So I think whatever angst there was out there in the marketplace about those is certainly significantly reduced as a result of the victory that we had today on that lawsuit.
Operator
John Pitzer, Credit Suisse.
John Pitzer - Analyst
Jerry, a little bit on the comms business.
I guess I'm getting some incoming calls from investors just concerned about the sequential growth rate in the October quarter.
But maybe I can ask the question a little bit differently.
If I look back to October of 2008, this is the last business to kind of eclipse that October 2008 level.
The other businesses, industrial, auto, and consumers, all did it in prior quarters, and I guess from my question, are we at a tipping point here on content increases that this is happening, or help me understand why it's taken so long for this business to get back to the 2008 levels versus some of your other businesses.

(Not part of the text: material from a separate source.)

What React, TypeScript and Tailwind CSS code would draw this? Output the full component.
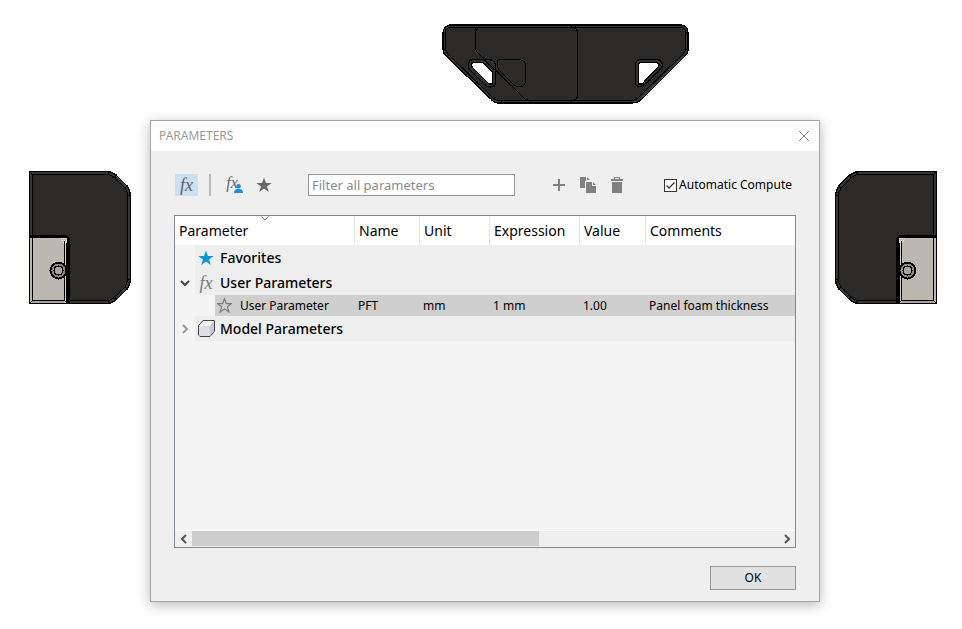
import type { ReactNode } from "react";

const columns = ["Parameter", "Name", "Unit", "Expression", "Value", "Comments"];

function FrontView() {
  return (
    <svg className="absolute left-[442px] top-[24px]" width="247" height="80" viewBox="0 0 247 80" fill="none" stroke="#000" shapeRendering="crispEdges" aria-hidden="true">
      <path
        fillRule="evenodd"
        fill="#343534"
        strokeWidth="1.4"
        d="M8 1H239Q246 2 246 9V26Q246 29 243 32L199 76Q195 79 190 79H57Q52 79 49 75L3 31Q1 28 1 25V9Q2 2 8 1Z"
      />
      <path fill="#2b2a28" d="M8 3.500H239Q243 4 243.500 8V26Q243 28 240 31L197 73Q194 76.500 189 76.500H58Q53 76.500 50 73L6 30Q3.500 27 3.500 24V8Q4 4 8 3.500Z" />
      <path d="M33.500 3V23Q33.500 27 36 29L83 75L88 77M36 4Q34 5 33.500 8M130 3.500Q135.500 4 135.500 9V71Q135.500 76 130 76.500" />
      <path d="M55.500 37Q55 35.500 59 35.500H77Q83.500 36 83.500 42V57Q83 63 77 63Q74 63 71 60L57 46Q54 42 55.500 37" />
      <path fill="#2f302f" strokeWidth="1.300" d="M31 35.500H47Q53.500 36 53.500 43V58Q53 63 48 63Q45 63 42 60L28 46Q25 42 27 38Q28 35.500 31 35.500Z" />
      <path fill="#fff" strokeWidth="1.300" d="M31 38.500H41L50.500 48V60H47L30 43Q28.500 40 31 38.500Z" />
      <path d="M42 35.500L54 47" />
      <path fill="#2f302f" strokeWidth="1.300" d="M198 35.500H215Q220 36 220.500 41Q220 44 217 47L203 60Q199 63.500 195 62Q193.500 61 193.500 57V41Q194 36 198 35.500Z" />
      <path fill="#fff" strokeWidth="1.300" d="M198 38.500H215Q218 40 216.500 43L200 60H196.500V41Q197 39 198 38.500Z" />
      <path d="M8.500 0V3M37.500 0V3M129.500 0V3M133.500 0V3M238.500 0V3M0 17.500V9.500H3M243 8.500H246M0 25.500H4M243 25.500H246M59.500 76V80M88.500 76V80M129.500 76V80M188.500 76V80" />
    </svg>
  );
}

function SideView({ className }: { className: string }) {
  return (
    <svg className={"absolute top-[171px] " + className} width="102" height="133" viewBox="0 0 102 133" fill="none" stroke="#000" shapeRendering="crispEdges" aria-hidden="true">
      <path fill="#343534" strokeWidth="1.400" d="M.7.700H79Q84 1 88 5L98 15Q101.300 19 101.300 23V109Q101 115 98 118L88 128Q84 132 79 132.300H.7Z" />
      <path fill="#2b2a28" d="M3.500 3.500H79Q83 4 86 7L96 17Q98.500 20 98.500 24V108Q98.500 113 96 116L86 126Q83 129 79 129.500H3.500Z" />
      <path d="M.5.500L3.500 3.500M79.500 0V3M98 24.500H102M98 108.500H102M79.500 129V133M86 7L88 3M96 17L99 14M86 126L88 129M96 116L99 119" />
      <path d="M0 66.500V65.500H36Q39.500 66 39.500 70V133" strokeWidth="3" />
      <path fill="#bcb9b1" stroke="none" d="M0 67H38V133H0Z" />
      <path fill="#a6a4a6" stroke="none" d="M3 130H35V133H3Z" />
      <path fill="#d6d4ce" stroke="none" d="M36 70H38V133H36Z" />
      <path d="M.5 67V132.500H38M3.500 67V129.500H35.500V70M.5 132.500L3.500 129.500M35.500 129.500L38 132M37.500 72V133" />
      <path stroke="#eee" strokeDasharray="1 1" d="M32 67.500H38M33 69.500H38M34 71.500H37" />
      <circle cx="29.500" cy="99.500" r="8" fill="#8d8b87" strokeWidth="2" />
      <circle cx="29.500" cy="99.500" r="4.500" fill="#a8a6a1" strokeWidth="1.200" />
    </svg>
  );
}

function Fx({ className }: { className: string }) {
  return <span className={"font-['Liberation_Serif',serif] italic leading-none " + className}>fx</span>;
}

function Star({ className, size, outline }: { className: string; size: number; outline?: boolean }) {
  return (
    <svg className={"shrink-0 " + className} width={size} height={size} viewBox="0 0 16 16" fill={outline ? "none" : "currentColor"} stroke={outline ? "currentColor" : "none"} strokeWidth="1.200" aria-hidden="true">
      <path d="M8 .6L9.900 6H15.600L11 9.400L12.800 15L8 11.600L3.200 15L5 9.400L.4 6H6.100Z" />
    </svg>
  );
}

function Chevron({ d, className = "" }: { d: string; className?: string }) {
  return (
    <svg className={"shrink-0 " + className} width="10" height="10" viewBox="0 0 10 10" fill="none" stroke="currentColor" strokeWidth="2" aria-hidden="true">
      <path d={d} />
    </svg>
  );
}

const RIGHT = "M3 1L7 5L3 9";
const LEFT = "M7 1L3 5L7 9";
const DOWN = "M1 3L5 7L9 3";

function ToolButton({ label, className, children }: { label: string; className: string; children: ReactNode }) {
  return (
    <button type="button" aria-label={label} className={"flex h-[22px] shrink-0 items-center justify-center " + className}>
      {children}
    </button>
  );
}

function GroupRow({ label, toggle, icon }: { label: string; toggle?: ReactNode; icon: ReactNode }) {
  return (
    <tr className="h-[25px]">
      <td colSpan={6} className="p-0">
        <div className="flex h-[25px]">
          <div className="flex w-5 shrink-0 items-center justify-center">{toggle}</div>
          <div className="flex flex-1 items-center bg-[#eeeeee] text-sm font-medium">
            <span className="flex w-[22px] justify-center">{icon}</span>
            <span className="pl-[3px]">{label}</span>
          </div>
        </div>
      </td>
    </tr>
  );
}

function Toolbar() {
  return (
    <div className="flex h-[22px] items-center text-[#808080]">
      <ToolButton label="Show all parameters" className="ml-px w-[23px] bg-[#cde0f2]">
        <Fx className="text-lg text-[#5c6064]" />
      </ToolButton>
      <div className="mx-[11px] h-[22px] w-[2px] bg-[#bcbcbc]" />
      <ToolButton label="Show user parameters" className="relative w-6">
        <Fx className="pr-1 pb-1 text-base text-[#666666]" />
        <svg className="absolute right-[3px] bottom-[3px]" width="9" height="9" viewBox="0 0 9 9" fill="#1e8ae6" aria-hidden="true">
          <circle cx="4.500" cy="2.300" r="2.300" />
          <path d="M0 9Q0 5.500 3 5H6Q9 5.500 9 9Z" />
        </svg>
      </ToolButton>
      <ToolButton label="Show favorites" className="ml-[6px] w-6">
        <Star size={16} className="text-[#666666]" />
      </ToolButton>
      <input
        type="text"
        aria-label="Filter all parameters"
        placeholder="Filter all parameters"
        className="ml-8 h-[22px] w-[207px] border border-[#969696] bg-white px-[3px] text-[13px] text-black outline-none placeholder:text-[#8c8c8c]"
      />
      <div className="ml-8 flex gap-[5px]">
        <ToolButton label="Add parameter" className="w-6">
          <svg width="12" height="12" viewBox="0 0 12 12" fill="currentColor" aria-hidden="true">
            <path d="M5 0H7V5H12V7H7V12H5V7H0V5H5Z" />
          </svg>
        </ToolButton>
        <ToolButton label="Copy parameter" className="w-6">
          <svg width="16" height="16" viewBox="0 0 16 16" fill="currentColor" aria-hidden="true">
            <path d="M0 0H6V4H5V11H0ZM7 0L10 3H7ZM6 5H12V9H16V16H6ZM13 5L16 8H13Z" />
          </svg>
        </ToolButton>
        <ToolButton label="Delete parameter" className="w-6">
          <svg width="12" height="16" viewBox="0 0 12 16" fill="currentColor" aria-hidden="true">
            <path fillRule="evenodd" d="M3 0H9V2H12V4H0V2H3ZM4 1V2H8V1ZM1 5H11V16H1Z" />
          </svg>
        </ToolButton>
      </div>
      <label className="ml-auto flex items-center gap-[2px] pr-1 text-xs whitespace-nowrap text-black">
        <span className="grid">
          <input type="checkbox" defaultChecked className="peer col-start-1 row-start-1 size-[13px] appearance-none border border-[#333333] bg-white" />
          <svg className="pointer-events-none invisible col-start-1 row-start-1 peer-checked:visible" width="13" height="13" viewBox="0 0 13 13" fill="none" stroke="#333" strokeWidth="1.300" aria-hidden="true">
            <path d="M2.500 6.500L5 9L10.500 3.500" />
          </svg>
        </span>
        Automatic Compute
      </label>
    </div>
  );
}

function ParameterTable() {
  return (
    <div className="mt-[19px] flex min-h-[333px] flex-col border border-[#828790] bg-[#f4f4f4] text-black">
      <table className="w-full table-fixed border-separate border-spacing-0">
        <colgroup>
          <col className="w-[180px]" />
          <col className="w-[65px]" />
          <col className="w-[70px]" />
          <col className="w-[90px]" />
          <col className="w-[66px]" />
          <col />
        </colgroup>
        <thead>
          <tr className="h-[29px] bg-white">
            {columns.map((name, i) => (
              <th key={name} scope="col" className="relative border-r border-[#e5e5e5] p-0 pl-1 text-left text-sm font-normal last:border-r-0">
                {name}
                {i === 0 && (
                  <svg className="absolute top-0 left-1/2 -translate-x-1/2" width="9" height="5" viewBox="0 0 9 5" fill="none" stroke="#777" aria-hidden="true">
                    <path d="M1 .5L4.500 4L8 .5" />
                  </svg>
                )}
              </th>
            ))}
          </tr>
        </thead>
        <tbody>
          <GroupRow label="Favorites" icon={<Star size={16} className="text-[#0696d7]" />} />
          <GroupRow
            label="User Parameters"
            toggle={<Chevron className="text-[#444444]" d={DOWN} />}
            icon={<Fx className="text-lg text-[#777777]" />}
          />
          <tr className="h-[21px] text-xs">
            <td className="p-0 pl-10">
              <div className="flex h-[21px] items-center gap-2 bg-[#cfcfcf] pl-[2px]">
                <Star size={15} outline className="text-[#777777]" />
                User Parameter
              </div>
            </td>
            {["PFT", "mm", "1 mm", "1.00", "Panel foam thickness"].map((value) => (
              <td key={value} className="bg-[#cfcfcf] p-0 pl-[3px] whitespace-nowrap">{value}</td>
            ))}
          </tr>
          <GroupRow
            label="Model Parameters"
            toggle={<Chevron className="text-[#999999]" d={RIGHT} />}
            icon={
              <svg width="17" height="17" viewBox="0 0 17 17" fill="none" aria-hidden="true">
                <path fill="#f8f8f8" stroke="#444" strokeLinejoin="round" d="M.5 5.500L5 .5H16.500V11L12 16.500H2L.5 15Z" />
                <path fill="#dcdde2" d="M1 6H12V16H2L1 15Z" />
                <path fill="#c5c7ce" d="M12 5.500L16 1.500V11L12 15.500Z" />
              </svg>
            }
          />
        </tbody>
      </table>
      <div className="mt-auto flex h-[17px] items-start border-t border-white bg-[#efefef]">
        <button type="button" aria-label="Scroll left" className="flex h-[15px] w-[17px] items-center justify-center text-[#555555]">
          <Chevron d={LEFT} />
        </button>
        <div className="h-[15px] flex-1">
          <div className="h-full w-[59.3%] bg-[#cdcdcd]" />
        </div>
        <button type="button" aria-label="Scroll right" className="flex h-[15px] w-[17px] items-center justify-center text-[#555555]">
          <Chevron d={RIGHT} />
        </button>
      </div>
    </div>
  );
}

export default function App() {
  return (
    <main className="relative min-h-screen overflow-hidden bg-white font-['Noto_Sans',sans-serif]">
      <FrontView />
      <SideView className="left-[29px]" />
      <SideView className="left-[835px] -scale-x-100" />
      <section
        role="dialog"
        aria-labelledby="dialog-title"
        className="absolute top-[120px] right-[142px] left-[150px] border border-[#a5a5a5] bg-[#efefef] shadow-[0_3px_12px_rgba(0,0,0,0.28)]"
      >
        <header className="flex h-[30px] items-center justify-between bg-white pr-[9px] pl-2">
          <h1 id="dialog-title" className="text-xs text-[#999999]">PARAMETERS</h1>
          <button type="button" aria-label="Close">
            <svg width="12" height="12" viewBox="0 0 12 12" fill="none" stroke="#888" aria-hidden="true">
              <path d="M1 1L11 11M11 1L1 11" />
            </svg>
          </button>
        </header>
        <div className="px-[23px] pt-[23px] pb-[11px]">
          <Toolbar />
          <ParameterTable />
          <div className="mt-[18px] flex justify-end">
            <button type="button" className="h-6 w-[86px] border border-[#999999] bg-[#e1e1e1] text-xs text-black">OK</button>
          </div>
        </div>
      </section>
    </main>
  );
}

Jerry Fishman - President, CEO
Which business?
John Pitzer - Analyst
Comms.
Jerry Fishman - President, CEO
Well, the comms infrastructure business is a very lumpy business.
And there are periods of time where that business really grows quickly, and then takes a while and it sort of flattens out or goes down for a little while, and then it goes back up again.
The -- you know, it's based on deployments and when they happen and when they don't happen.
So, I think the thing that we look at is how are we doing with large customers in the applications?
What's our penetration?
Is our position getting weaker or stronger?
Is the share of the bill of materials we have growing or compressing?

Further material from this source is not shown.